Kaufman argued that the moral unraveling has been most pronounced in Western Europe and the English-speaking world: Canada, Australia, France, and the United Kingdom. These are societies, he suggested, where identity politics and post-colonial guilt have eroded the ability to make basic moral distinctions.
But he also noted a contrasting phenomenon—strong and unambiguous support for Israel from Central and Eastern European nations.
Countries such as Hungary, Poland, the Czech Republic, and Serbia, he said, have refused to adopt the racialized ideological frameworks prevalent in Western Europe. Instead, their leadership views Hamas plainly as a terrorist entity and identifies Israel as a democratic ally confronting jihadist violence.
Kaufman also pointed to consistent backing from Asian democracies such as South Korea, Japan, Taiwan, and Singapore, whose strategic outlooks—rooted in security realism rather than ideological abstraction—leave little tolerance for romanticized narratives about extremist movements.
The overarching theme of Kaufman’s interview, as summarized in the VIN News report, is that the United States may now be experiencing the early stages of what he calls an “American Intifada”: not a violent uprising, but a cultural and ideological revolt against the legitimacy of Jewish self-determination.
This new phase, he argues, draws strength from three converging factors: The dominance of racial ideology in progressive politics, a widespread cognitive dissonance that erases inconvenient facts and a generation of students trained to prioritize identity narratives above empirical truth.
The result is a worldview in which Israel is automatically suspect—even when it is the victim of the most barbaric massacre of Jews since the Holocaust—and Hamas is cast as a symbol of resistance, even when it commits atrocities that shock the conscience.

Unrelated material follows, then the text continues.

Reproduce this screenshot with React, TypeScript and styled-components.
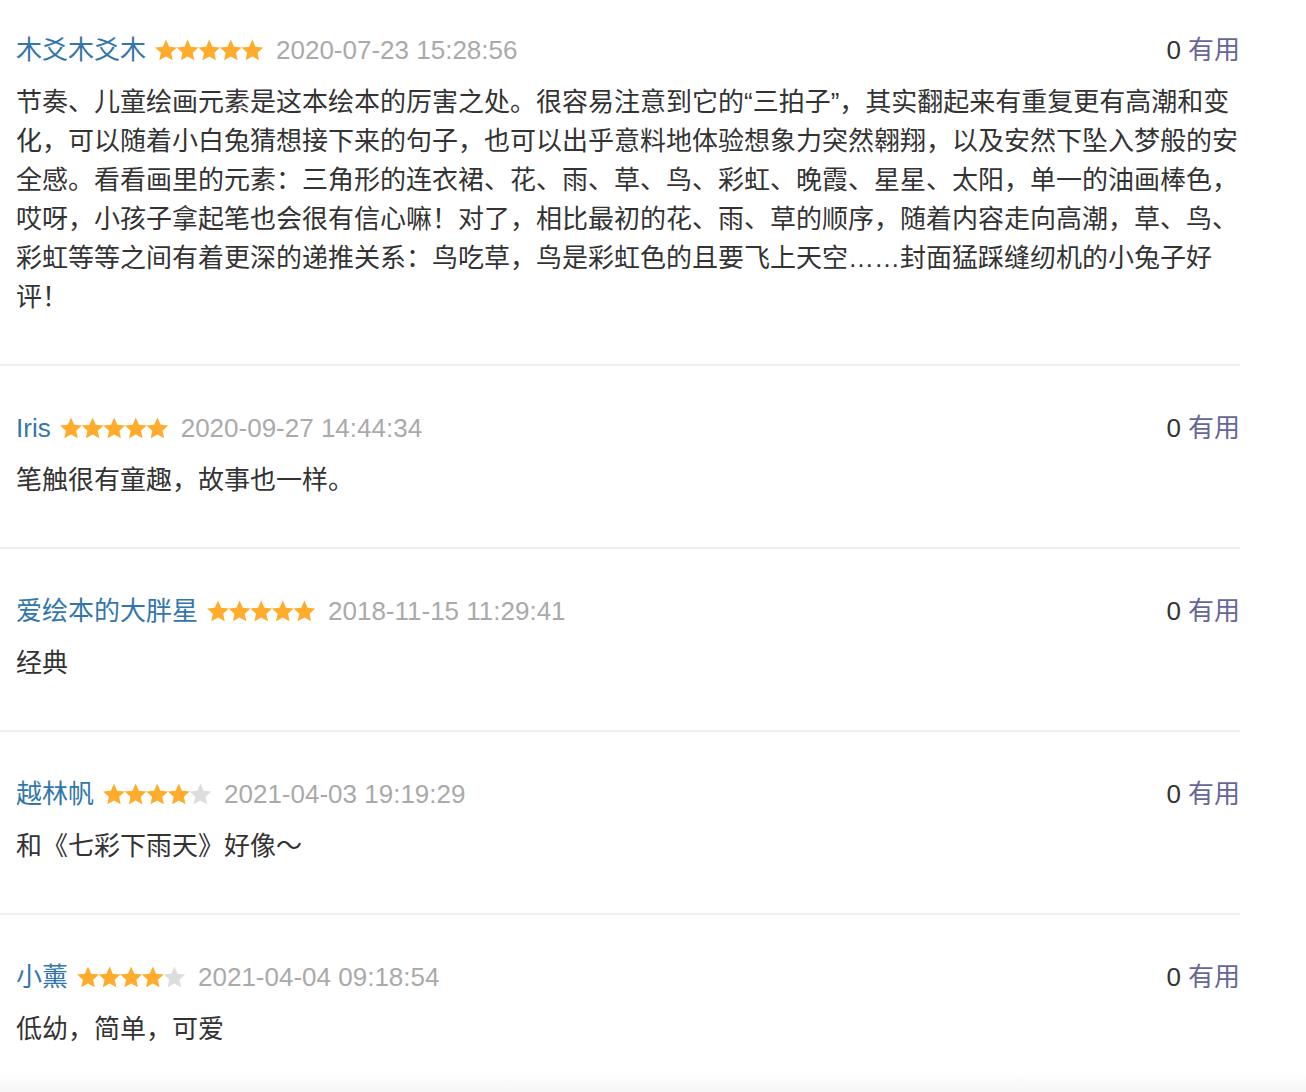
import React from "react"
import styled, { createGlobalStyle } from "styled-components"

interface Comment {
  id: number
  name: string
  rating: number
  time: string
  votes: number
  content: string
}

const comments: Comment[] = [
  {
    id: 1,
    name: "木爻木爻木",
    rating: 5,
    time: "2020-07-23 15:28:56",
    votes: 0,
    content:
      "节奏、儿童绘画元素是这本绘本的厉害之处。很容易注意到它的“三拍子”，其实翻起来有重复更有高潮和变化，可以随着小白兔猜想接下来的句子，也可以出乎意料地体验想象力突然翱翔，以及安然下坠入梦般的安全感。看看画里的元素：三角形的连衣裙、花、雨、草、鸟、彩虹、晚霞、星星、太阳，单一的油画棒色，哎呀，小孩子拿起笔也会很有信心嘛！对了，相比最初的花、雨、草的顺序，随着内容走向高潮，草、鸟、彩虹等等之间有着更深的递推关系：鸟吃草，鸟是彩虹色的且要飞上天空……封面猛踩缝纫机的小兔子好评！",
  },
  {
    id: 2,
    name: "Iris",
    rating: 5,
    time: "2020-09-27 14:44:34",
    votes: 0,
    content: "笔触很有童趣，故事也一样。",
  },
  {
    id: 3,
    name: "爱绘本的大胖星",
    rating: 5,
    time: "2018-11-15 11:29:41",
    votes: 0,
    content: "经典",
  },
  {
    id: 4,
    name: "越林帆",
    rating: 4,
    time: "2021-04-03 19:19:29",
    votes: 0,
    content: "和《七彩下雨天》好像～",
  },
  {
    id: 5,
    name: "小薰",
    rating: 4,
    time: "2021-04-04 09:18:54",
    votes: 0,
    content: "低幼，简单，可爱",
  },
]

const GlobalStyle = createGlobalStyle`
  html, body {
    margin: 0;
    padding: 0;
    background: #fff;
  }
  body {
    font-family: "Liberation Sans", "Noto Sans CJK SC", sans-serif;
    color: #333;
  }
`

const List = styled.div`
  width: 1240px;
`

const Item = styled.div`
  padding: 43px 0 47px 16px;
  border-bottom: 2px solid #efefef;

  &:first-child {
    padding-top: 31px;
  }
`

const Header = styled.div`
  display: flex;
  align-items: center;
  justify-content: space-between;
  height: 39px;
  font-size: 26px;
  line-height: 39px;
`

const Info = styled.div`
  display: flex;
  align-items: center;
`

const Name = styled.a`
  color: #3377aa;
  text-decoration: none;
  margin-right: 9px;
`

const StarRow = styled.svg`
  display: block;
  margin-right: 13px;
  transform: translateY(-1px);
`

const Time = styled.span`
  color: #aaa;
`

const Votes = styled.span`
  color: #333;
`

const Useful = styled.a`
  color: #666699;
  text-decoration: none;
  margin-left: 7px;
`

const Content = styled.p`
  margin: 13px 0 0;
  font-size: 26px;
  line-height: 39px;
  color: #333;
`

const BottomFade = styled.div`
  position: fixed;
  left: 0;
  right: 0;
  bottom: 0;
  height: 20px;
  background: linear-gradient(to bottom, rgba(255, 255, 255, 0), #f6f6f6);
  pointer-events: none;
`

// five-pointed star, outer radius 11.5, inner radius 5.4
const starPoints =
  "11,0.5 14.17,7.63 21.94,8.45 16.14,13.67 17.76,21.3 11,17.4 4.24,21.3 5.86,13.67 0.06,8.45 7.83,7.63"

const Stars = ({ rating }: { rating: number }) => (
  <StarRow width="108" height="22" viewBox="0 0 108 22">
    {[0, 1, 2, 3, 4].map((i) => (
      <polygon
        key={i}
        points={starPoints}
        transform={`translate(${i * 21.6} 0)`}
        fill={i < rating ? "#ffac2d" : "#dddddd"}
      />
    ))}
  </StarRow>
)

export default function App() {
  return (
    <>
      <GlobalStyle />
      <List>
        {comments.map((c) => (
          <Item key={c.id}>
            <Header>
              <Info>
                <Name href="#">{c.name}</Name>
                <Stars rating={c.rating} />
                <Time>{c.time}</Time>
              </Info>
              <span>
                <Votes>{c.votes}</Votes>
                <Useful href="#">有用</Useful>
              </span>
            </Header>
            <Content>{c.content}</Content>
          </Item>
        ))}
      </List>
      <BottomFade />
    </>
  )
}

Kaufman believes the country is at a crossroads. The ideological forces unleashed after October 7 are powerful, emotionally intoxicating, and institutionally entrenched. But he maintains hope that a renewed commitment to truth, history, and moral clarity can counter the rising tide.
As the interview concluded, Kaufman offered a somber assessment of what lies ahead.
“We are facing a new antisemitism,” he said. “It wears the clothing of social justice, but its heart is ancient hatred.”
His warning is not simply about Israel’s military struggle or its political battles abroad. It is about a deeper conflict unfolding within the intellectual and moral life of the Western world.
Kaufman’s American Intifada aims to confront that crisis head-on. If the response to October 7 is any indication, the debate it sparks will be both urgent and unavoidable.